For Saudi Arabia, cooperation has meant the use of defence systems programmed to shoot down projectiles entering Saudi airspace. The Kingdom of Saudi Arabia, which officially normalised its relations with Iran on 10 March 2023 under the aegis of China, is also maintaining a posture of balance rather than a desire to cooperate and assist Tehran in its decisions. On the contrary, a potential Saudi-Israeli normalisation was topical before the war in Gaza that broke out on 7 October. However, as the Saudi Foreign Minister indicated last January, Riyadh is calling for a ceasefire to relaunch the process, including recognition of a Palestinian state alongside Israel.
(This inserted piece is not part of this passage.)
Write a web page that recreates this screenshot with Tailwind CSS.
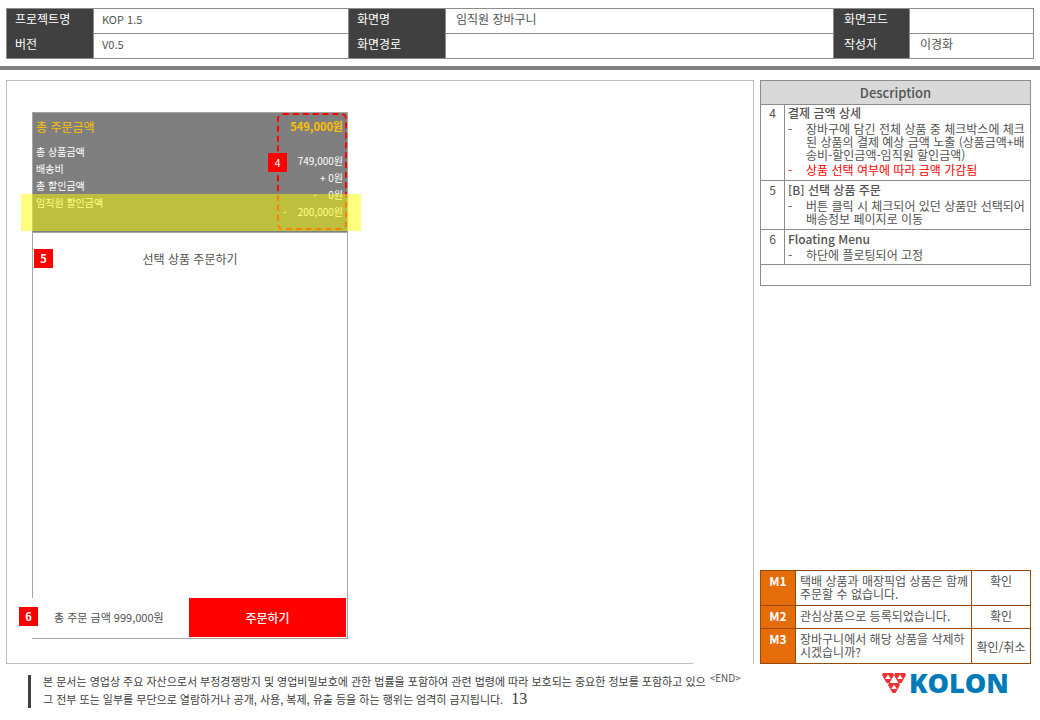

The Saudi intervention to prevent Iranian missiles from reaching Israeli territory coincides with this position, which does not guarantee any concrete element of normalisation for Israel, but which makes it possible to envisage an evolution in bilateral relations in the future.
For Iran, the first direct offensive on Israel therefore concludes without any major changes in the relations, official or otherwise, that the Sunni states maintain with the Hebrew state, and fosters the mistrust and tensions already present with the latter.